Data shown:
>> BEGIN

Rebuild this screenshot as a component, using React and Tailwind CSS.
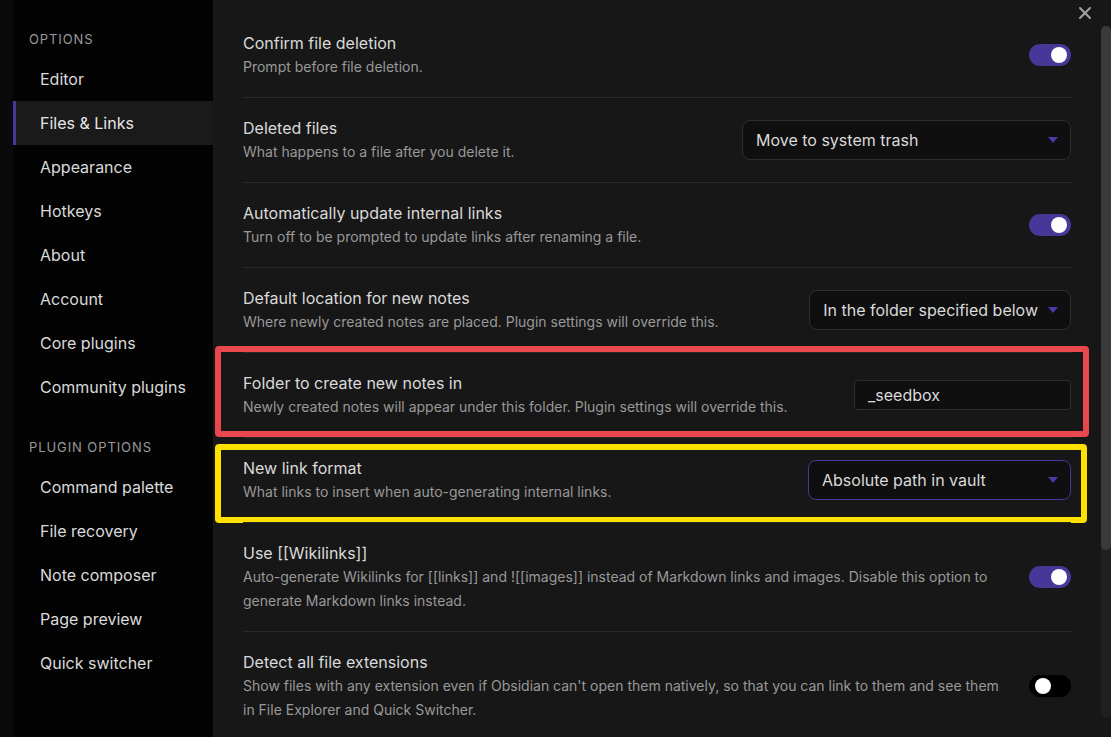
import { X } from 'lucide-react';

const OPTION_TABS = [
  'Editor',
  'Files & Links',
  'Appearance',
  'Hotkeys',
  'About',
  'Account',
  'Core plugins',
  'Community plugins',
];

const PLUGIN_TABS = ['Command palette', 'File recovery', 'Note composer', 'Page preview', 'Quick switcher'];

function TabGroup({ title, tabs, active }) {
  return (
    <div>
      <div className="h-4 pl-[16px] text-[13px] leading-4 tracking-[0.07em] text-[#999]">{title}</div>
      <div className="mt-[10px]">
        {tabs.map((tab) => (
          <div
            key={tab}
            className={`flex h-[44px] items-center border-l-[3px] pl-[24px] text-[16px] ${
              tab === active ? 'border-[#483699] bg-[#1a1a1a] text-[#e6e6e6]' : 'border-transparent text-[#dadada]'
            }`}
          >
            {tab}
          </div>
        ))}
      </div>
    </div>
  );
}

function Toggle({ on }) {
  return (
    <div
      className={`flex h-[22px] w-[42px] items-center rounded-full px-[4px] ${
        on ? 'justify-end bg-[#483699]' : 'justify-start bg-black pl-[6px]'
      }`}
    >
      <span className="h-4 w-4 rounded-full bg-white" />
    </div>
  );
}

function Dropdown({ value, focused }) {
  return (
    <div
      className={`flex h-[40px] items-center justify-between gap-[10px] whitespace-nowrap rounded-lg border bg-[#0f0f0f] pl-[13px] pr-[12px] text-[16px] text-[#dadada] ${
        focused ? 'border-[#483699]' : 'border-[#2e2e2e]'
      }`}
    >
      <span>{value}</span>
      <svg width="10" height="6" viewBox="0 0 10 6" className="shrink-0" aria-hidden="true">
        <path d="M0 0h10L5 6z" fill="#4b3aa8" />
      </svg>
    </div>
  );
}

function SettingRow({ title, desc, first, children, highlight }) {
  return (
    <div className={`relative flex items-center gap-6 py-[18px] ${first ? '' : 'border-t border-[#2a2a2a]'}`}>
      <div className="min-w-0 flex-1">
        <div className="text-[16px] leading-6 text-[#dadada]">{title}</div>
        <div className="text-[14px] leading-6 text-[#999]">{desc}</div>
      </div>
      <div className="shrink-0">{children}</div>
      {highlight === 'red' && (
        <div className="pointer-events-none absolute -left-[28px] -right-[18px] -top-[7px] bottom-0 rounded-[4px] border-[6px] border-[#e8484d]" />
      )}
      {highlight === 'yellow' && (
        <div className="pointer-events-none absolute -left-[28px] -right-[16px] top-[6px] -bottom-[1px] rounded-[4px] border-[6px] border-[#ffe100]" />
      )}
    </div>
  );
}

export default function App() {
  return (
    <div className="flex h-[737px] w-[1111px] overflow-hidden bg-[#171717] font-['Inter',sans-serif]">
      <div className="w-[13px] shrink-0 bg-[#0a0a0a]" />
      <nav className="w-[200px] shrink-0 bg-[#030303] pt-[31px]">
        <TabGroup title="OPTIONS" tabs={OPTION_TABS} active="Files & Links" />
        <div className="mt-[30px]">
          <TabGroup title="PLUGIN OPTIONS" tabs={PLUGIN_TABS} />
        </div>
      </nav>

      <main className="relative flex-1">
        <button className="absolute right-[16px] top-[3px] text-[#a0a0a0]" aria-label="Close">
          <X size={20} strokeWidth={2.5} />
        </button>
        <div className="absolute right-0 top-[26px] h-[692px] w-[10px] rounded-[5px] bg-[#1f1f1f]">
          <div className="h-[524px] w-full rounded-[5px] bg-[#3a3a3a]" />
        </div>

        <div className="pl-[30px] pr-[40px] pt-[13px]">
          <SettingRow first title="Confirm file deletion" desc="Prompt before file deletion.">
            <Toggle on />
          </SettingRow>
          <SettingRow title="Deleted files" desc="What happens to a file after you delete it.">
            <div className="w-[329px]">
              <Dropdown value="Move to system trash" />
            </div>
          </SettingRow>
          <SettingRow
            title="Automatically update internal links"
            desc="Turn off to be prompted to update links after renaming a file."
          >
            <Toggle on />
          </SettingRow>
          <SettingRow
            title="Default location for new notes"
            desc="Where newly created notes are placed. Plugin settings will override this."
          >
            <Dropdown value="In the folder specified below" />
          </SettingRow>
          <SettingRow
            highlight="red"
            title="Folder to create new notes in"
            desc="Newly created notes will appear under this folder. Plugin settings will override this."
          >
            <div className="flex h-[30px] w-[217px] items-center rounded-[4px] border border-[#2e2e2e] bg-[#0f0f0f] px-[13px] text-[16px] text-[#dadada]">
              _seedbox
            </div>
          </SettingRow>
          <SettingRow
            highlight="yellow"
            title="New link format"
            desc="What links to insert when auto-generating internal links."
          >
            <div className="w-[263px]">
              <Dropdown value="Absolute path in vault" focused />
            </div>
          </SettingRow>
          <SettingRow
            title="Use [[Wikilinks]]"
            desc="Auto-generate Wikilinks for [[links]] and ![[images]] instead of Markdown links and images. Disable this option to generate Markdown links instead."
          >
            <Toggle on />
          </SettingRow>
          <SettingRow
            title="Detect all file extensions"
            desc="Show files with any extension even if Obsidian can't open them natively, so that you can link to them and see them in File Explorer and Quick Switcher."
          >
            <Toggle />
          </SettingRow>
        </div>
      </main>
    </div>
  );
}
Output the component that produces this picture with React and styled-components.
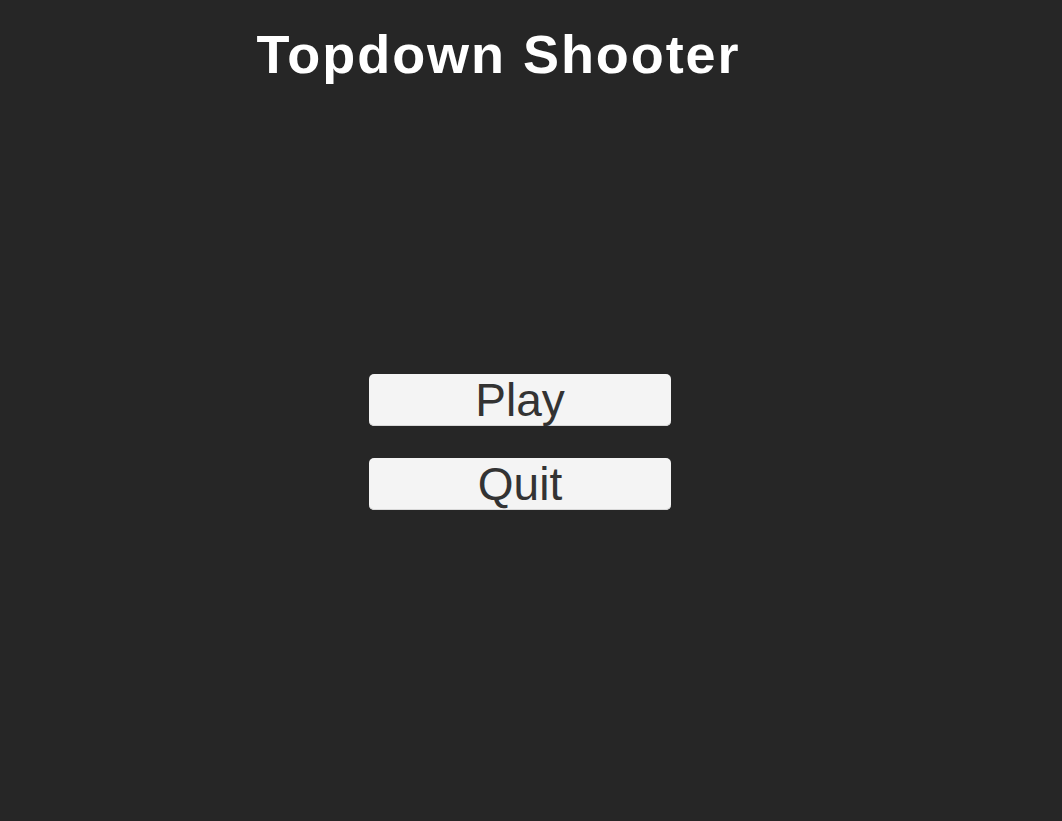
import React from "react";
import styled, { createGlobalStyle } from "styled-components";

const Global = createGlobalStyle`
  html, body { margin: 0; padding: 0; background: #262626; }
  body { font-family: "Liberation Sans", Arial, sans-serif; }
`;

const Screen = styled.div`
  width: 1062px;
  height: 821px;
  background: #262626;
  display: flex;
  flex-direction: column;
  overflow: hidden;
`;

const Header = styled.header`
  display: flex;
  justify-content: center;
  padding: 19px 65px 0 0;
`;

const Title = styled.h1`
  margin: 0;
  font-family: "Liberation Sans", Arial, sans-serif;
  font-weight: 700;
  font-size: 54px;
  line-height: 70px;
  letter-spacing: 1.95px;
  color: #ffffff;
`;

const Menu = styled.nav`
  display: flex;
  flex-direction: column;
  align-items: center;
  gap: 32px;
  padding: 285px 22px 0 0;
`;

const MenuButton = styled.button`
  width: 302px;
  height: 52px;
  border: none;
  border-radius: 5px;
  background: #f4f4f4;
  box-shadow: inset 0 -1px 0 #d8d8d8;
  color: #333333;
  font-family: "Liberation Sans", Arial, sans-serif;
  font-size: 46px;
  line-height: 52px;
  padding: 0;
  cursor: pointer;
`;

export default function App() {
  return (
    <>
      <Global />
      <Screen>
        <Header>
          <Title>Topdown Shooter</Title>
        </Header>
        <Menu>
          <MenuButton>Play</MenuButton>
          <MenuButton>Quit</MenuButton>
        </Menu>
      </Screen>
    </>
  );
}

>> END

Exercise instructions:
Without the pictures, transcribe the listing above exactly.

Final result:
Rebuild this screenshot as a component, using React and Tailwind CSS.
import { X } from 'lucide-react';

const OPTION_TABS = [
  'Editor',
  'Files & Links',
  'Appearance',
  'Hotkeys',
  'About',
  'Account',
  'Core plugins',
  'Community plugins',
];

const PLUGIN_TABS = ['Command palette', 'File recovery', 'Note composer', 'Page preview', 'Quick switcher'];

function TabGroup({ title, tabs, active }) {
  return (
    <div>
      <div className="h-4 pl-[16px] text-[13px] leading-4 tracking-[0.07em] text-[#999]">{title}</div>
      <div className="mt-[10px]">
        {tabs.map((tab) => (
          <div
            key={tab}
            className={`flex h-[44px] items-center border-l-[3px] pl-[24px] text-[16px] ${
              tab === active ? 'border-[#483699] bg-[#1a1a1a] text-[#e6e6e6]' : 'border-transparent text-[#dadada]'
            }`}
          >
            {tab}
          </div>
        ))}
      </div>
    </div>
  );
}

function Toggle({ on }) {
  return (
    <div
      className={`flex h-[22px] w-[42px] items-center rounded-full px-[4px] ${
        on ? 'justify-end bg-[#483699]' : 'justify-start bg-black pl-[6px]'
      }`}
    >
      <span className="h-4 w-4 rounded-full bg-white" />
    </div>
  );
}

function Dropdown({ value, focused }) {
  return (
    <div
      className={`flex h-[40px] items-center justify-between gap-[10px] whitespace-nowrap rounded-lg border bg-[#0f0f0f] pl-[13px] pr-[12px] text-[16px] text-[#dadada] ${
        focused ? 'border-[#483699]' : 'border-[#2e2e2e]'
      }`}
    >
      <span>{value}</span>
      <svg width="10" height="6" viewBox="0 0 10 6" className="shrink-0" aria-hidden="true">
        <path d="M0 0h10L5 6z" fill="#4b3aa8" />
      </svg>
    </div>
  );
}

function SettingRow({ title, desc, first, children, highlight }) {
  return (
    <div className={`relative flex items-center gap-6 py-[18px] ${first ? '' : 'border-t border-[#2a2a2a]'}`}>
      <div className="min-w-0 flex-1">
        <div className="text-[16px] leading-6 text-[#dadada]">{title}</div>
        <div className="text-[14px] leading-6 text-[#999]">{desc}</div>
      </div>
      <div className="shrink-0">{children}</div>
      {highlight === 'red' && (
        <div className="pointer-events-none absolute -left-[28px] -right-[18px] -top-[7px] bottom-0 rounded-[4px] border-[6px] border-[#e8484d]" />
      )}
      {highlight === 'yellow' && (
        <div className="pointer-events-none absolute -left-[28px] -right-[16px] top-[6px] -bottom-[1px] rounded-[4px] border-[6px] border-[#ffe100]" />
      )}
    </div>
  );
}

export default function App() {
  return (
    <div className="flex h-[737px] w-[1111px] overflow-hidden bg-[#171717] font-['Inter',sans-serif]">
      <div className="w-[13px] shrink-0 bg-[#0a0a0a]" />
      <nav className="w-[200px] shrink-0 bg-[#030303] pt-[31px]">
        <TabGroup title="OPTIONS" tabs={OPTION_TABS} active="Files & Links" />
        <div className="mt-[30px]">
          <TabGroup title="PLUGIN OPTIONS" tabs={PLUGIN_TABS} />
        </div>
      </nav>

      <main className="relative flex-1">
        <button className="absolute right-[16px] top-[3px] text-[#a0a0a0]" aria-label="Close">
          <X size={20} strokeWidth={2.5} />
        </button>
        <div className="absolute right-0 top-[26px] h-[692px] w-[10px] rounded-[5px] bg-[#1f1f1f]">
          <div className="h-[524px] w-full rounded-[5px] bg-[#3a3a3a]" />
        </div>

        <div className="pl-[30px] pr-[40px] pt-[13px]">
          <SettingRow first title="Confirm file deletion" desc="Prompt before file deletion.">
            <Toggle on />
          </SettingRow>
          <SettingRow title="Deleted files" desc="What happens to a file after you delete it.">
            <div className="w-[329px]">
              <Dropdown value="Move to system trash" />
            </div>
          </SettingRow>
          <SettingRow
            title="Automatically update internal links"
            desc="Turn off to be prompted to update links after renaming a file."
          >
            <Toggle on />
          </SettingRow>
          <SettingRow
            title="Default location for new notes"
            desc="Where newly created notes are placed. Plugin settings will override this."
          >
            <Dropdown value="In the folder specified below" />
          </SettingRow>
          <SettingRow
            highlight="red"
            title="Folder to create new notes in"
            desc="Newly created notes will appear under this folder. Plugin settings will override this."
          >
            <div className="flex h-[30px] w-[217px] items-center rounded-[4px] border border-[#2e2e2e] bg-[#0f0f0f] px-[13px] text-[16px] text-[#dadada]">
              _seedbox
            </div>
          </SettingRow>
          <SettingRow
            highlight="yellow"
            title="New link format"
            desc="What links to insert when auto-generating internal links."
          >
            <div className="w-[263px]">
              <Dropdown value="Absolute path in vault" focused />
            </div>
          </SettingRow>
          <SettingRow
            title="Use [[Wikilinks]]"
            desc="Auto-generate Wikilinks for [[links]] and ![[images]] instead of Markdown links and images. Disable this option to generate Markdown links instead."
          >
            <Toggle on />
          </SettingRow>
          <SettingRow
            title="Detect all file extensions"
            desc="Show files with any extension even if Obsidian can't open them natively, so that you can link to them and see them in File Explorer and Quick Switcher."
          >
            <Toggle />
          </SettingRow>
        </div>
      </main>
    </div>
  );
}
Output the component that produces this picture with React and styled-components.
import React from "react";
import styled, { createGlobalStyle } from "styled-components";

const Global = createGlobalStyle`
  html, body { margin: 0; padding: 0; background: #262626; }
  body { font-family: "Liberation Sans", Arial, sans-serif; }
`;

const Screen = styled.div`
  width: 1062px;
  height: 821px;
  background: #262626;
  display: flex;
  flex-direction: column;
  overflow: hidden;
`;

const Header = styled.header`
  display: flex;
  justify-content: center;
  padding: 19px 65px 0 0;
`;

const Title = styled.h1`
  margin: 0;
  font-family: "Liberation Sans", Arial, sans-serif;
  font-weight: 700;
  font-size: 54px;
  line-height: 70px;
  letter-spacing: 1.95px;
  color: #ffffff;
`;

const Menu = styled.nav`
  display: flex;
  flex-direction: column;
  align-items: center;
  gap: 32px;
  padding: 285px 22px 0 0;
`;

const MenuButton = styled.button`
  width: 302px;
  height: 52px;
  border: none;
  border-radius: 5px;
  background: #f4f4f4;
  box-shadow: inset 0 -1px 0 #d8d8d8;
  color: #333333;
  font-family: "Liberation Sans", Arial, sans-serif;
  font-size: 46px;
  line-height: 52px;
  padding: 0;
  cursor: pointer;
`;

export default function App() {
  return (
    <>
      <Global />
      <Screen>
        <Header>
          <Title>Topdown Shooter</Title>
        </Header>
        <Menu>
          <MenuButton>Play</MenuButton>
          <MenuButton>Quit</MenuButton>
        </Menu>
      </Screen>
    </>
  );
}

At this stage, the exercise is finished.